Have a US$22.00 target. GLTA
ENERPLUS CORPORATION
Q2/23 First Look: Dividend Increase Accompanies Steady
Execution
Our Conclusion
Enerplus reported stronger-than-expected production thanks to well
outperformance in the Bakken, but cash flow was slightly below estimates.
Outside of the slight cash flow miss, we believe the strong well results from
Little Knife are encouraging, and supportive for the company’s 2023
production guidance increase. Enerplus raised its dividend by 9% and plans
to return at least 60% of H2/23 free cash flow to shareholders, which
computes to greater than 70% of F2023 free cash flow, and is likely to stack
up well versus peers. Although we do not expect meaningful revisions to
consensus estimates on the back of this update, we do see the quarterly
result as being a good demonstration of steady execution from this group.
ERF currently trades at a 2024E EV/DACF of 3.4x and FCF yield of 12%
under our CIBC price deck, versus oil-weighted peers at 3.3x and 16%,
respectively.
Key Points
Headline metrics mixed with production beat and slight cash flow miss.
Production of 95.6 MBoe/d topped our estimate and consensus of 94.2
MBoe/d. Liquids production of 58.2 MBbl/d was better than our estimate of
57.6 MBbl/d and the Street at 57.4MBbl/d. Capital spending of $181MM was
ahead of our estimate and consensus of $175MM, while cash flow of
$0.89/sh was slightly below consensus of US$0.90/sh and our estimate of
US$0.92/sh.
Return of capital to shareholders will exceed 70% in 2023 with 9%
dividend increase. Enerplus returned 97% of free cash flow to shareholders
in H1/23 and plans to return at least 60% of its H2/23 free cash flow to
shareholders via a combination of dividends and share buybacks. We
estimate Enerplus will generate ~$300MM of free cash flow under strip
pricing in H2/23. Enerplus indicated that it has exhausted its existing 10%
NCIB and plans to renew its NCIB in August 2023 for another 10%.

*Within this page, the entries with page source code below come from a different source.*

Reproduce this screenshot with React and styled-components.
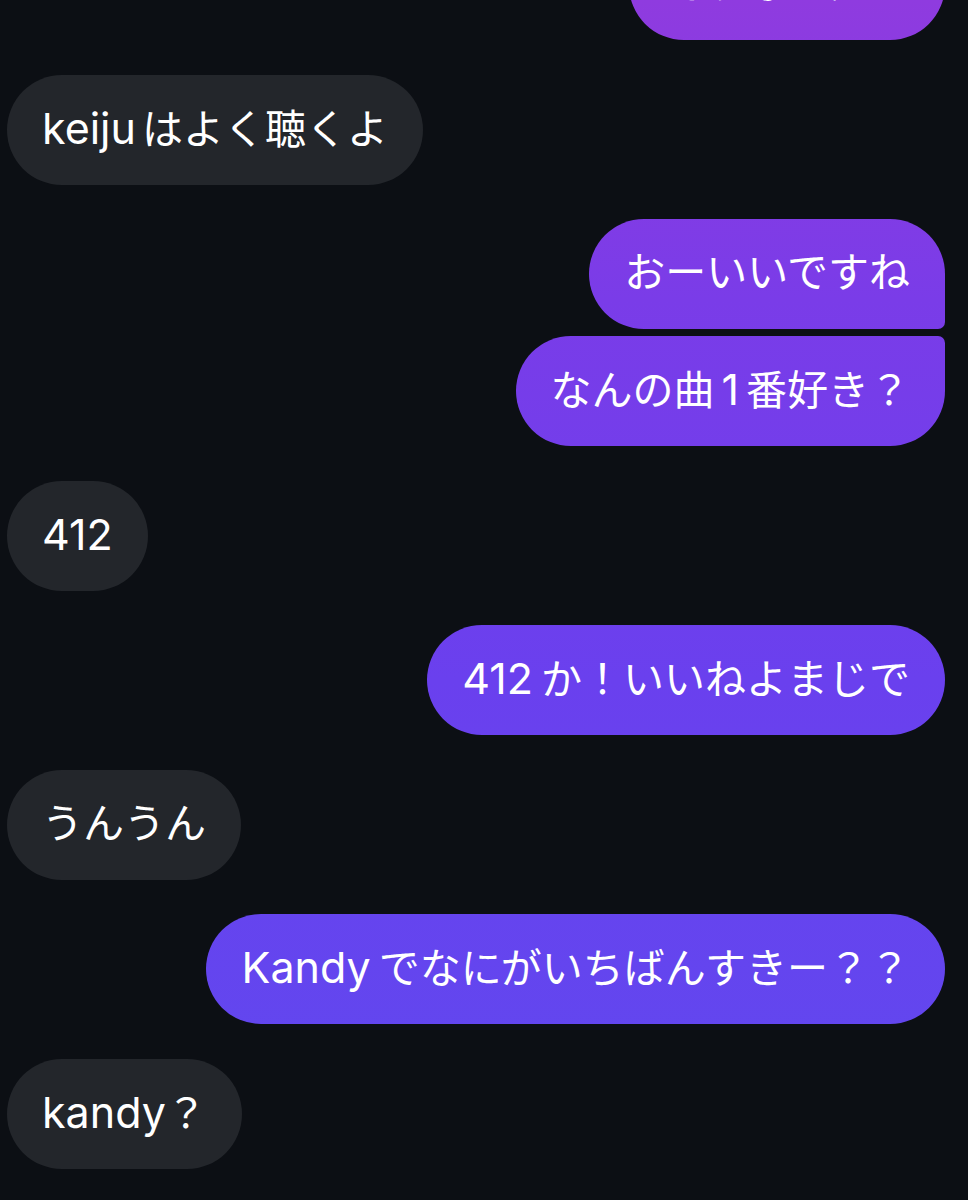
import React from "react";
import styled, { createGlobalStyle } from "styled-components";

const Global = createGlobalStyle`
  html, body {
    margin: 0;
    padding: 0;
    background: #0c0f14;
  }
  body {
    font-family: Inter, "Noto Sans CJK JP", sans-serif;
    overflow: hidden;
  }
`;

const Page = styled.div`
  width: 968px;
  height: 1200px;
  overflow: hidden;
  background: #0c0f14;
`;

const Thread = styled.div`
  display: flex;
  flex-direction: column;
  margin-top: -70px;
  padding: 0 23px 0 7px;
`;

const Row = styled.div`
  display: flex;
  justify-content: ${(p) => (p.$out ? "flex-end" : "flex-start")};
  margin-top: ${(p) => (p.$first ? "0" : p.$grouped ? "7px" : "34.5px")};
`;

const Bubble = styled.div`
  box-sizing: border-box;
  height: 110px;
  display: flex;
  align-items: baseline;
  padding: 27px 35px 0 35px;
  font-size: 41px;
  line-height: 52px;
  color: #ffffff;
  white-space: nowrap;
  border-radius: 55px;
  border-top-right-radius: ${(p) => (p.$tailTop ? "7px" : "55px")};
  border-bottom-right-radius: ${(p) => (p.$tailBottom ? "7px" : "55px")};
  background: ${(p) =>
    p.$out
      ? "linear-gradient(180deg, #8f3bdf 0px, #7a3ce8 300px, #6a40ee 680px, #5f49ef 1200px)"
      : "#23262b"};
  background-attachment: ${(p) => (p.$out ? "fixed" : "scroll")};
`;

const Latin = styled.span`
  font-size: 43px;
`;

const Kana = styled.span``;

const Gap = styled.span`
  display: inline-block;
  width: ${(p) => p.$w}px;
`;

const messages = [
  { out: true, parts: ["そうなんだね"] },
  { out: false, parts: [["keiju"], 6, "はよく聴くよ"] },
  { out: true, parts: ["おーいいですね"], tailBottom: true },
  { out: true, parts: ["なんの曲", 7, ["1"], 7, "番好き？"], grouped: true, tailTop: true },
  { out: false, parts: [["412"]] },
  { out: true, parts: [["412"], 8, "か！いいねよまじで"] },
  { out: false, parts: ["うんうん"] },
  { out: true, parts: [["Kandy"], 8, "でなにがいちばんすきー？？"] },
  { out: false, parts: [["kandy"], "？"] },
];

export default function App() {
  return (
    <Page>
      <Global />
      <Thread>
        {messages.map((m, i) => (
          <Row key={i} $out={m.out} $first={i === 0} $grouped={m.grouped}>
            <Bubble $out={m.out} $tailTop={m.tailTop} $tailBottom={m.tailBottom}>
              {m.parts.map((p, j) =>
                typeof p === "number" ? (
                  <Gap key={j} $w={p} />
                ) : Array.isArray(p) ? (
                  <Latin key={j}>{p[0]}</Latin>
                ) : (
                  <Kana key={j}>{p}</Kana>
                )
              )}
            </Bubble>
          </Row>
        ))}
      </Thread>
    </Page>
  );
}
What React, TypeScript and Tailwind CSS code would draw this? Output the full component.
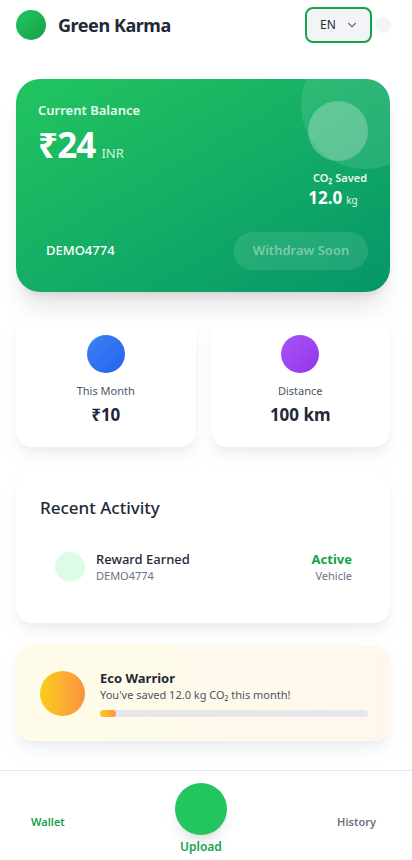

Guidance revisions minor overall, but directionally positive. Full-year
2023 guidance was increased to 94.5 MBoe/d – 98.5 MBoe/d with a midpoint
of 96.5 MBoe/d, which is 1% higher than the previous midpoint of 95.5
MBoe/d. This is in line with our total production estimate of 96.8 MBoe/d and
the Street at 96.9 MBoe/d. Enerplus also guided 2023 liquids to a midpoint of
60 MBbl/d from a midpoint of 59 MBbl/d (+2%) due to strong well
performance. This compares as slightly better than our liquids production
estimate of 59.4 MBbl/d and the Street at 59.8 MBbl/d. Capital spending
guidance was increased to a midpoint of $530MM from $525MM prior, which
is slightly ahead of our estimate of $525MM and in line with the Street at
$531MM. Unit cost revisions were relatively minor and we believe are
unlikely to drive much change to consensus expectations.